Instructions for the task: Quote the data exactly, first line to the line containing "const cols = 'grid", with no pictures.

Supplied data:
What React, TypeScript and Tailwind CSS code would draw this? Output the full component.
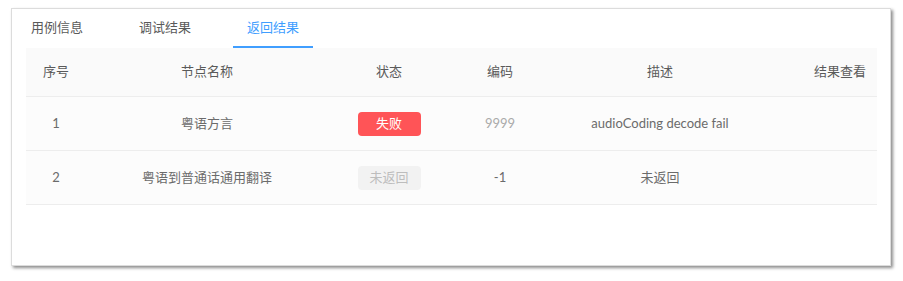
import React from 'react';

const font = { fontFamily: 'Lato, "Noto Sans CJK SC", sans-serif' };

const tabs = ['用例信息', '调试结果', '返回结果'];

const rows = [
  { idx: '1', name: '粤语方言', status: 'fail', code: '9999', desc: 'audioCoding decode fail' },
  { idx: '2', name: '粤语到普通话通用翻译', status: 'none', code: '-1', desc: '未返回' },
];

const cols = 'grid grid-cols-[60px_242px_122px_100px_220px_1fr] items-center';

export default function App() {
  return (
    <div className="w-[903px] h-[281px] bg-white pl-[11px] pt-[8px]" style={font}>
      <div className="w-[880px] h-[258px] bg-white border border-[#dcdcdc] shadow-[2px_2px_3px_rgba(0,0,0,0.45)]">
        {/* tabs */}
        <div className="flex h-[39px] pl-[5px] gap-[28px] text-[13px] pt-[1px]">
          {tabs.map((t, i) => (
            <div
              key={t}
              className={
                'px-[14px] flex items-center border-b-2 ' +
                (i === 2 ? 'text-[#409eff] border-[#409eff]' : 'text-[#5a5a5a] border-transparent')
              }
            >
              {t}
            </div>
          ))}
        </div>

        {/* table */}
        <div className="ml-[14px] mr-[13px] text-[13px]">
          <div className={cols + ' h-[49px] bg-[#fafafa] border-b border-[#ededed] text-[#5a5a5a]'}>
            <div className="text-center">序号</div>
            <div className="text-center">节点名称</div>
            <div className="text-center">状态</div>
            <div className="text-center">编码</div>
            <div className="text-center">描述</div>
            <div className="text-right pr-[11px]">结果查看</div>
          </div>
          {rows.map((r) => (
            <div key={r.idx} className={cols + ' h-[54px] bg-[#fcfcfc] border-b border-[#ededed] text-[#6b6b6b]'}>
              <div className="text-center">{r.idx}</div>
              <div className="text-center">{r.name}</div>
              <div className="flex justify-center">
                {r.status === 'fail' ? (
                  <span className="w-[63px] h-[24px] rounded-[4px] bg-[#ff5457] text-white flex items-center justify-center">
                    失败
                  </span>
                ) : (
                  <span className="w-[63px] h-[24px] rounded-[4px] bg-[#f2f2f2] text-[#bdbdbd] flex items-center justify-center">
                    未返回
                  </span>
                )}
              </div>
              <div className={'text-center ' + (r.code === '9999' ? 'text-[#aaa]' : '')}>{r.code}</div>
              <div className="text-center">{r.desc}</div>
              <div></div>
            </div>
          ))}
        </div>
      </div>
    </div>
  );
}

Task answer:
What React, TypeScript and Tailwind CSS code would draw this? Output the full component.
import React from 'react';

const font = { fontFamily: 'Lato, "Noto Sans CJK SC", sans-serif' };

const tabs = ['用例信息', '调试结果', '返回结果'];

const rows = [
  { idx: '1', name: '粤语方言', status: 'fail', code: '9999', desc: 'audioCoding decode fail' },
  { idx: '2', name: '粤语到普通话通用翻译', status: 'none', code: '-1', desc: '未返回' },
];

const cols = 'grid grid-cols-[60px_242px_122px_100px_220px_1fr] items-center';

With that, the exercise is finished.